A familiar term of many contracts is what lawyers call a “Scott v Avery” (Scott v Avery (1856) 5 HLC 811) clause. This is a clause saying the parties to the contract, who have a dispute arising from the contract, agree in advance that neither will bring an action in Court until arbitration has been conducted.
An arbitration is a meeting of the parties before a jointly appointed arbitrator who acts as an umpire to the dispute. It is like a private Court or Tribunal. The benefits are that the rules of evidence may not apply or be as strict as a Court; it is conducted in private; it may cost a lot less than a full-blown Court trial.
A clause that has the parties agreeing never to go to Court regarding a dispute is not valid. A court will strike down such a clause as attempting to substitute the Court process (oust the jurisdiction of the Courts).
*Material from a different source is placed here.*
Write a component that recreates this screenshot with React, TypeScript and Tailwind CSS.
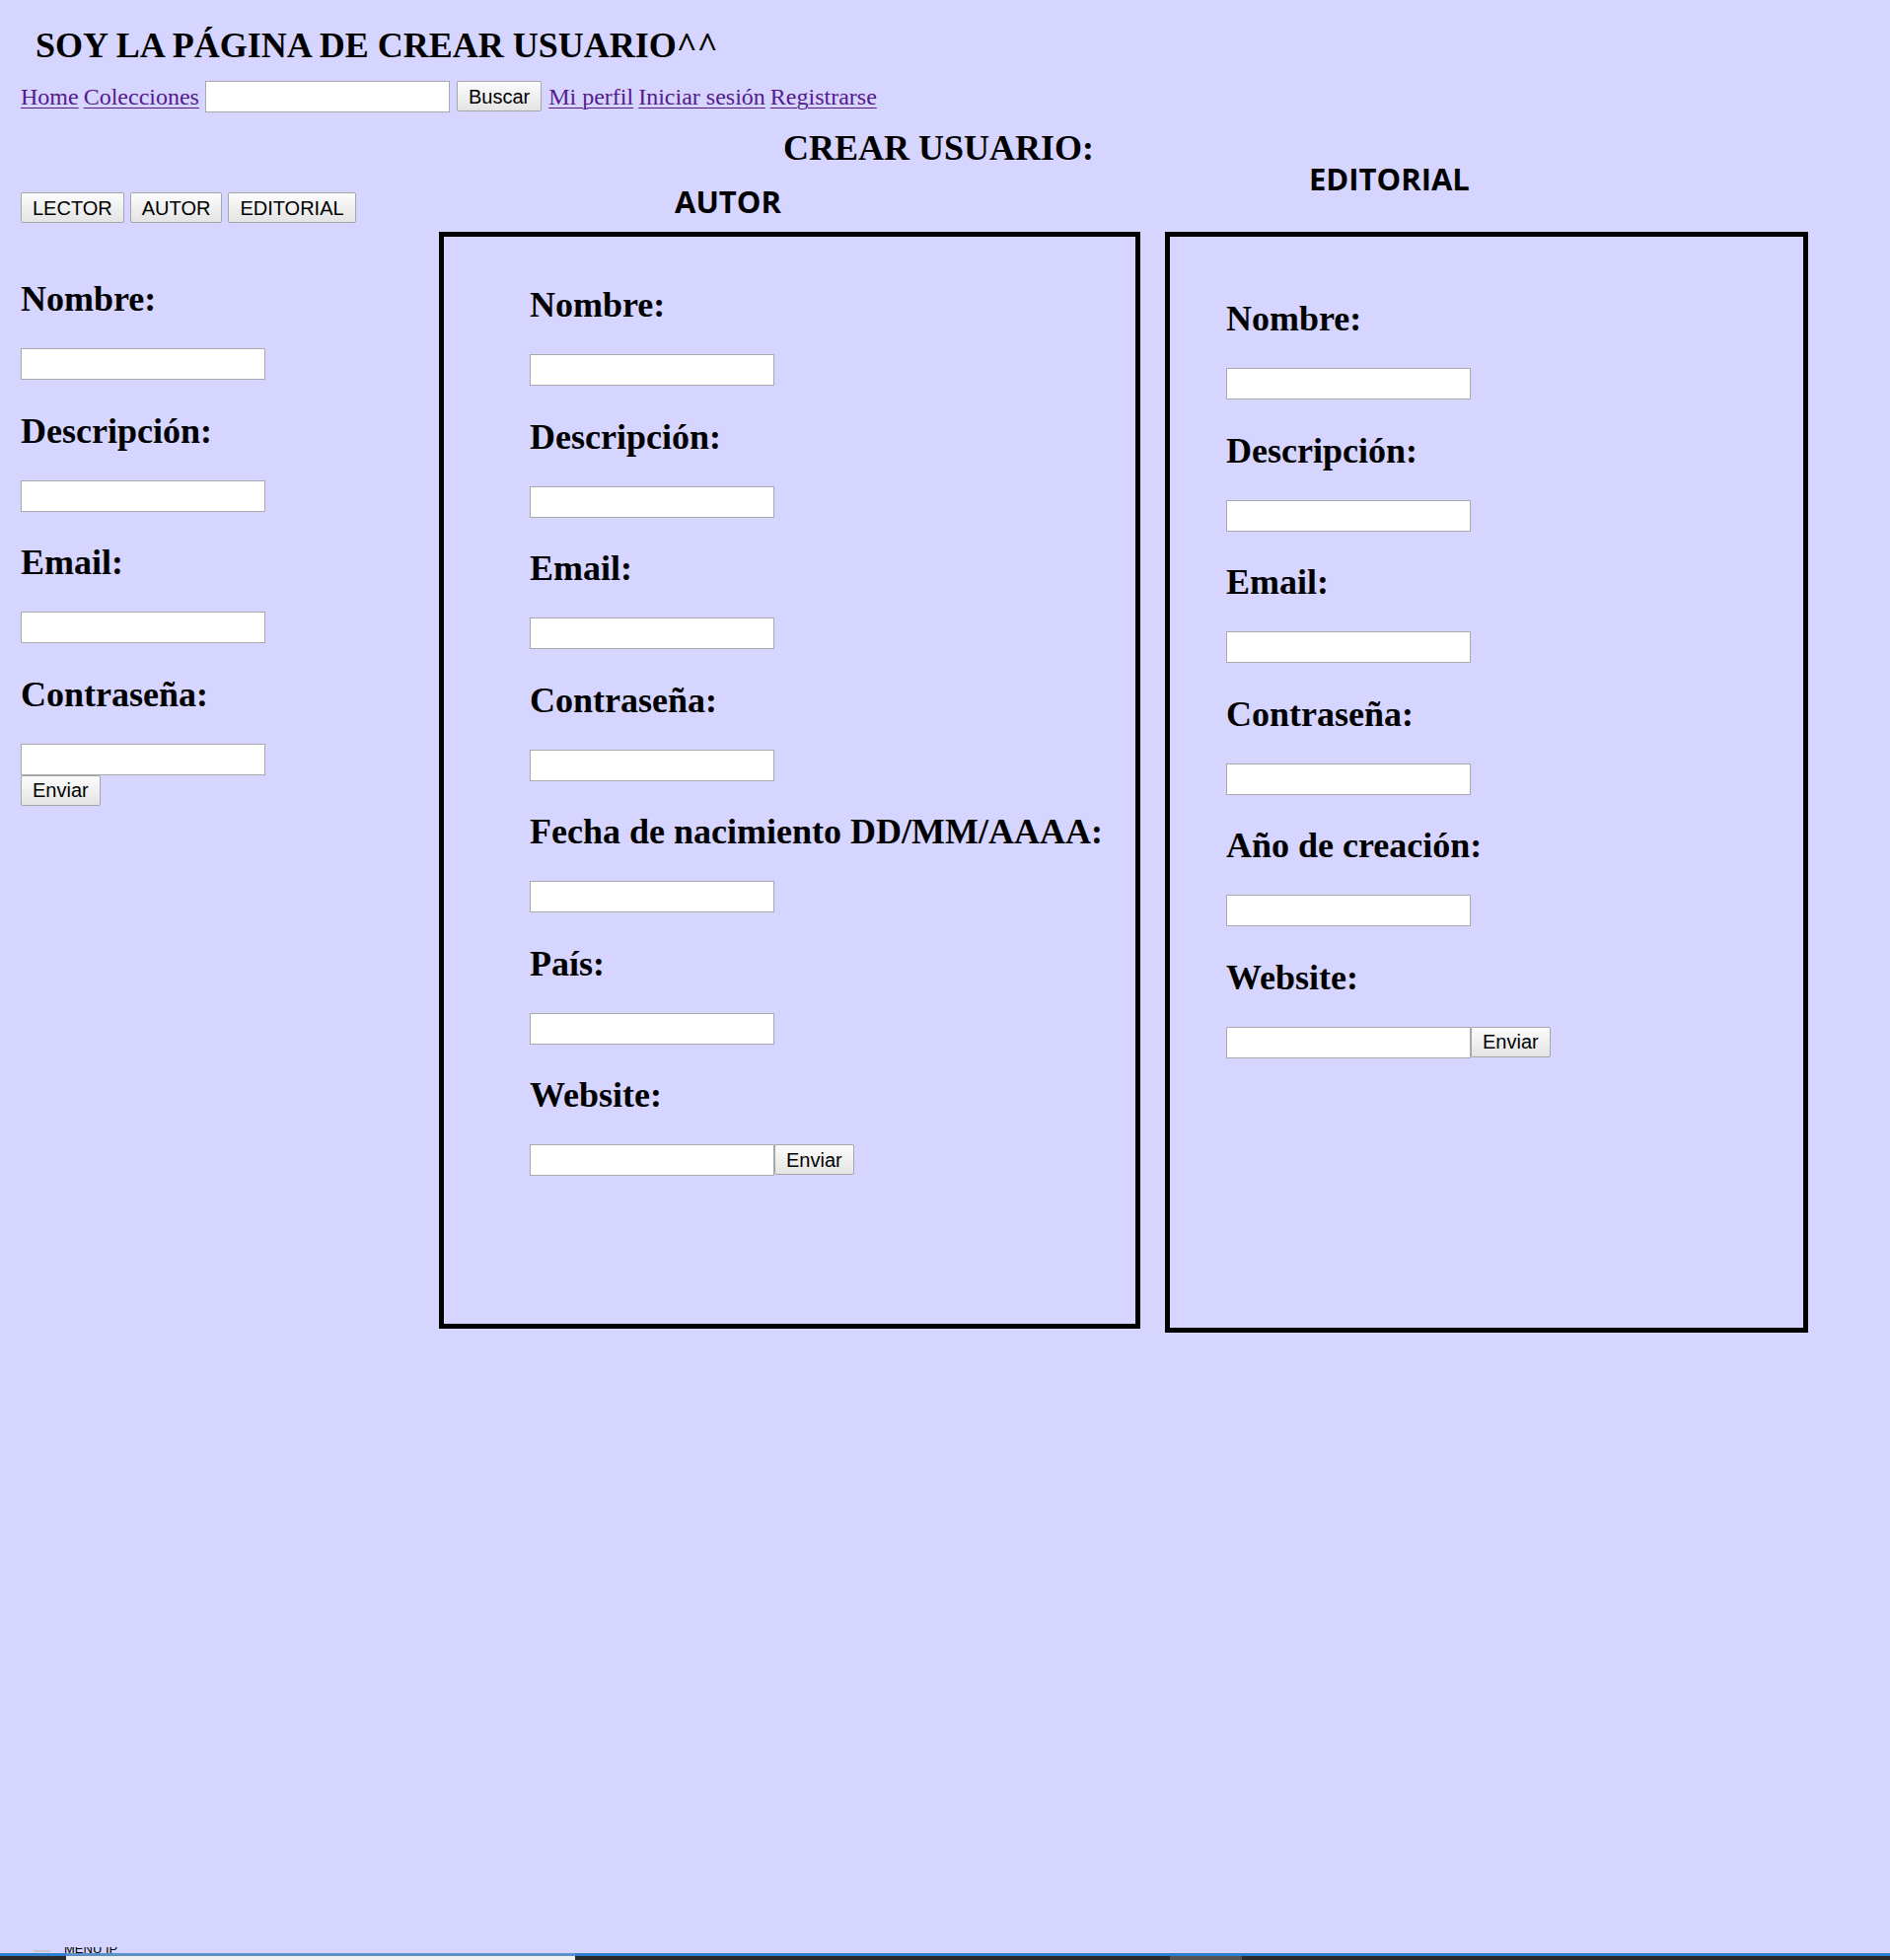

The SA Commercial Arbitration Act 2011, section 8 states:
8—Arbitration agreement and substantive claim before court
- A court before which an action is brought in a matter which is the subject of an arbitration agreement must, if a party so requests not later than when submitting the party’s first statement on the substance of the dispute, refer the parties to arbitration unless it finds that the agreement is null and void, inoperative or incapable of being performed.
- If an action referred to in subsection (1) has been brought, arbitral proceedings may nevertheless be commenced or continued, and an award may be made, while the issue is pending before the court.
In other words, the section requires that the court case be ‘put on ice’ at the initial stage if the Scott v Avery clause is valid, but it does not prevent the Court allowing the action to be instituted or, in due course, pursued.
Contracts sometimes contain clauses that agree certain facts. For example, a clause that states if the General Manager of X Bank signs a certificate that Y owes a debt to X, it is conclusive evidence. The Courts do not regard these clauses as invalid.